1.         The district court reached the proper conclusion that appellant had made a valid waiver of her right to an attorney.  On that issue, the district court is affirmed.

2.         Taking the record as a whole, and recognizing the strong emphasis Minnesota puts on representation by an attorney, we conclude this issue is controlled by the sum of Lefthand, Ford, and Miller.  Thus, the postconviction court erred when it held that appellant had not met her burden to show that the trial court should have excluded the January 19, 1999, statements from trial.  We reverse on this issue, and remand for a new trial.

            Affirmed in part, reversed in part, and remanded.



* Retired judge of the Minnesota Court of Appeals, serving by appointment pursuant to Minn. Const. art VI, § 10.

[1]  Appellant was originally apprehended in Dakota County on the Olmsted County charges at issue.

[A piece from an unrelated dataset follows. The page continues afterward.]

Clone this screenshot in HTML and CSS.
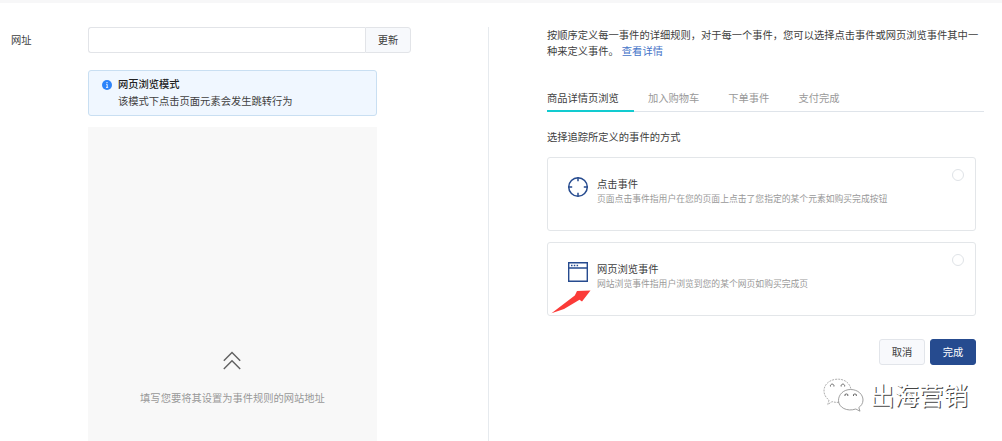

[2]  The district court informed appellant:

And I did indeed check with Mr. Kurzman, who did indicate that yesterday, so far as I could tell, for the first time he had actually spoken with you, Ms. Finne, and there had been a discussion about you hiring him, and that hasn't actually been accomplished yet with no money having changed hands.  But it's possible I suppose that you could hire him.